> [EXERCISE]: Copy out all lines carrying the word "React".

> [COLLECTED MATERIAL]:
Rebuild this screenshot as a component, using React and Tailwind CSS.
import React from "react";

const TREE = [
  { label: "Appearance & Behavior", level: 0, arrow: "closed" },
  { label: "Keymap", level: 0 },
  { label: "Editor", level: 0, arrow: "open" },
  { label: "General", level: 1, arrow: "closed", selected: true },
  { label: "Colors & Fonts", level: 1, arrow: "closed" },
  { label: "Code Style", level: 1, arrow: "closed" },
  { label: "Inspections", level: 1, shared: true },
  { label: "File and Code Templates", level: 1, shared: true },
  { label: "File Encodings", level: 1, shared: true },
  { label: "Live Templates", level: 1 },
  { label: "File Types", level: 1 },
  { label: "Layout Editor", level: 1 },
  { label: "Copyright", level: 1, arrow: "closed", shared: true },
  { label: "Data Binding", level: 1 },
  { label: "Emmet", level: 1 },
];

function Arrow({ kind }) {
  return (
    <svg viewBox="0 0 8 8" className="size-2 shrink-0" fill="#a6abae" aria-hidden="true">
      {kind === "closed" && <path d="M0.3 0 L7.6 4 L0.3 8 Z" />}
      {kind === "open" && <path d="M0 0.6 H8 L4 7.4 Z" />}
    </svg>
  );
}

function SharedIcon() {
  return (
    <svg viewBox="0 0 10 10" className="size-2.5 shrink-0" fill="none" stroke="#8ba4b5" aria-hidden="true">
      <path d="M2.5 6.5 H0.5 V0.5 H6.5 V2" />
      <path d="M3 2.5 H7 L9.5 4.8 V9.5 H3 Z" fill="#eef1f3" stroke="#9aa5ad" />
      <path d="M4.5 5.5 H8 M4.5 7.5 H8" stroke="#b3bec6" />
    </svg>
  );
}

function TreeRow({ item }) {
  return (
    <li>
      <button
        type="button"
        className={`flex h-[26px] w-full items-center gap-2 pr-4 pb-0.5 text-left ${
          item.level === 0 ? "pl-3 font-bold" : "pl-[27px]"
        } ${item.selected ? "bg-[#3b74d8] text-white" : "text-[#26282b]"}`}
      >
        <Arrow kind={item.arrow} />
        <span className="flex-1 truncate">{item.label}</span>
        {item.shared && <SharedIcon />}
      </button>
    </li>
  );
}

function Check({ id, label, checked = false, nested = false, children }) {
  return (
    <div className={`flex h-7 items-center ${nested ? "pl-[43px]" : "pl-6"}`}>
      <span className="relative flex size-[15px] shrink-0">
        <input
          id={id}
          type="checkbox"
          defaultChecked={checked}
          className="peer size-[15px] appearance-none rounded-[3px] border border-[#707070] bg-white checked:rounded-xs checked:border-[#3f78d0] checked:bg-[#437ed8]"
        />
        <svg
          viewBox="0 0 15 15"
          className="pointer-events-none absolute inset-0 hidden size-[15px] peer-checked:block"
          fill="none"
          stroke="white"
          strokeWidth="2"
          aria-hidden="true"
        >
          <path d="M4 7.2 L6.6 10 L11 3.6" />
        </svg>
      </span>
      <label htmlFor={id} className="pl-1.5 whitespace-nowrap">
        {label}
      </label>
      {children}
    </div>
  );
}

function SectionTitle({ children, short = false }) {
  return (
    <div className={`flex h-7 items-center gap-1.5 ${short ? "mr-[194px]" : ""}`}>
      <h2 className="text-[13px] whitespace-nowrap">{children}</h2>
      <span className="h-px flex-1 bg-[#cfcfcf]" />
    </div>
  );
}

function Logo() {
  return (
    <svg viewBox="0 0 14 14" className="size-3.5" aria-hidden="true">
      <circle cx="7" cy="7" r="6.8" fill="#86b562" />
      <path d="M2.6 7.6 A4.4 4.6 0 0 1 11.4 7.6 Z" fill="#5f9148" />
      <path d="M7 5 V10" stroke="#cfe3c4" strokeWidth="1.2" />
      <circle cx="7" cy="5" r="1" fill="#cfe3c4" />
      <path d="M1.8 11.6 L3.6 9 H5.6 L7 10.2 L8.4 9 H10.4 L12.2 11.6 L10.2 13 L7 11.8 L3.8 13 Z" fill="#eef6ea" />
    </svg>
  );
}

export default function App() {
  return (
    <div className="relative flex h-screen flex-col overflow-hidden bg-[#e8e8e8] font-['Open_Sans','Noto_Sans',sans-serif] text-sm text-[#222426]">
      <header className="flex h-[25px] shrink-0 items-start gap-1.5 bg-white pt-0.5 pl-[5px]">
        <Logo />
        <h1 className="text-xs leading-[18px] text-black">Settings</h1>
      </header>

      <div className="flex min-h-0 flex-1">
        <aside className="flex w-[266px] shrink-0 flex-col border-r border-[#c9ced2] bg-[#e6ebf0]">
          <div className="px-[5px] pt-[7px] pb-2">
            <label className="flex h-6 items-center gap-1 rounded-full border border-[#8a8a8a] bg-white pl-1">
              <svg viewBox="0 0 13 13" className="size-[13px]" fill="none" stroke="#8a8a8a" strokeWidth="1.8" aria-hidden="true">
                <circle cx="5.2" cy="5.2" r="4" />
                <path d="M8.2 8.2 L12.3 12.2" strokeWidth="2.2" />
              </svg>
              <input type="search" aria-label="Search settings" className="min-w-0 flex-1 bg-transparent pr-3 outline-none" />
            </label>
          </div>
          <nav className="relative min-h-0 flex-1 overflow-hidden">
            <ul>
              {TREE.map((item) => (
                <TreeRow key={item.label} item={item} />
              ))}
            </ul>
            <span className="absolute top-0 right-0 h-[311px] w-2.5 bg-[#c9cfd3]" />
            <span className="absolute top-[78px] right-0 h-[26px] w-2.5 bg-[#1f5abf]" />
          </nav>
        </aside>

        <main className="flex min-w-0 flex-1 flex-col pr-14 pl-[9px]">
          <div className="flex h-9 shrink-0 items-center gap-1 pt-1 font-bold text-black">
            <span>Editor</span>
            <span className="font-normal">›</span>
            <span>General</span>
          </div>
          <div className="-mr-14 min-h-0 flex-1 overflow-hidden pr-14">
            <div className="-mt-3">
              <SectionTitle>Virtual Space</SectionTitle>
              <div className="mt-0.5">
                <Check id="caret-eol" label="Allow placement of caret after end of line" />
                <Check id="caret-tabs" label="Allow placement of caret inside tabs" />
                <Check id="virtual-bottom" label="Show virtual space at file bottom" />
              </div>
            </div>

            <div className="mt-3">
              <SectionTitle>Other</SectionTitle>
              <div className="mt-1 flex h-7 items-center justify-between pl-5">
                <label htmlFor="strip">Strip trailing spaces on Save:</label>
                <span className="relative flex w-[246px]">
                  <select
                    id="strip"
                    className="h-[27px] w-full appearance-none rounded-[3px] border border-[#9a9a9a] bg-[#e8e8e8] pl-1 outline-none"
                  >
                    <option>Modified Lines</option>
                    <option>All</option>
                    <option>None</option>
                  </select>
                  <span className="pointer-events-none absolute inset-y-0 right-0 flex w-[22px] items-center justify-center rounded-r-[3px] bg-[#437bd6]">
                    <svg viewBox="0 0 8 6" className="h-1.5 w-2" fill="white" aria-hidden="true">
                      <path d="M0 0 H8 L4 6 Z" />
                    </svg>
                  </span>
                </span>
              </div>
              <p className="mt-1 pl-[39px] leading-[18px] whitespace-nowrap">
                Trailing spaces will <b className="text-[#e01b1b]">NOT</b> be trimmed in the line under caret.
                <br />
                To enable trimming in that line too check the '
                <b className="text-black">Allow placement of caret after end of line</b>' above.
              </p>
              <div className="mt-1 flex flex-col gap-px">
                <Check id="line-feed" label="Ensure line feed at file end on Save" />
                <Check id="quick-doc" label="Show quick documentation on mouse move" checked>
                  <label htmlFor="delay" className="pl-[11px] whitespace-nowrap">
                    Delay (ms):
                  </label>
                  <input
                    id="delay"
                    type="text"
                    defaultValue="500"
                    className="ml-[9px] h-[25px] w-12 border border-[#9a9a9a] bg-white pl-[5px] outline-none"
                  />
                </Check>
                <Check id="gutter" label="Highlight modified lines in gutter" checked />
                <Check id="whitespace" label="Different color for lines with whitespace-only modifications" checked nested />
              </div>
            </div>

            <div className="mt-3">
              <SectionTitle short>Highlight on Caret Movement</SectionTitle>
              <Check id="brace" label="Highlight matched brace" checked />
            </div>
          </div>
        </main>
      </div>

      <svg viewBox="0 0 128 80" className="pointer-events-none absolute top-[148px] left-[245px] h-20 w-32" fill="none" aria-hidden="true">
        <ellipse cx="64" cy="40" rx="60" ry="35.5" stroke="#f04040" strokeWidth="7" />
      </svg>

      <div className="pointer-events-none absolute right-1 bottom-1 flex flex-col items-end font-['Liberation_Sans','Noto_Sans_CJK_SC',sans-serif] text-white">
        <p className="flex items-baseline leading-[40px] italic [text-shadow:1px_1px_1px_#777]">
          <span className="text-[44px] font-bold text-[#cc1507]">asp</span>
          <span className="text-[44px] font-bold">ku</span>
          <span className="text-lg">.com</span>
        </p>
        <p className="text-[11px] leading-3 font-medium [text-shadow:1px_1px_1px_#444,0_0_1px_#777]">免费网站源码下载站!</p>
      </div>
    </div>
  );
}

> [EXPECTED ANSWER]:
Rebuild this screenshot as a component, using React and Tailwind CSS.
import React from "react";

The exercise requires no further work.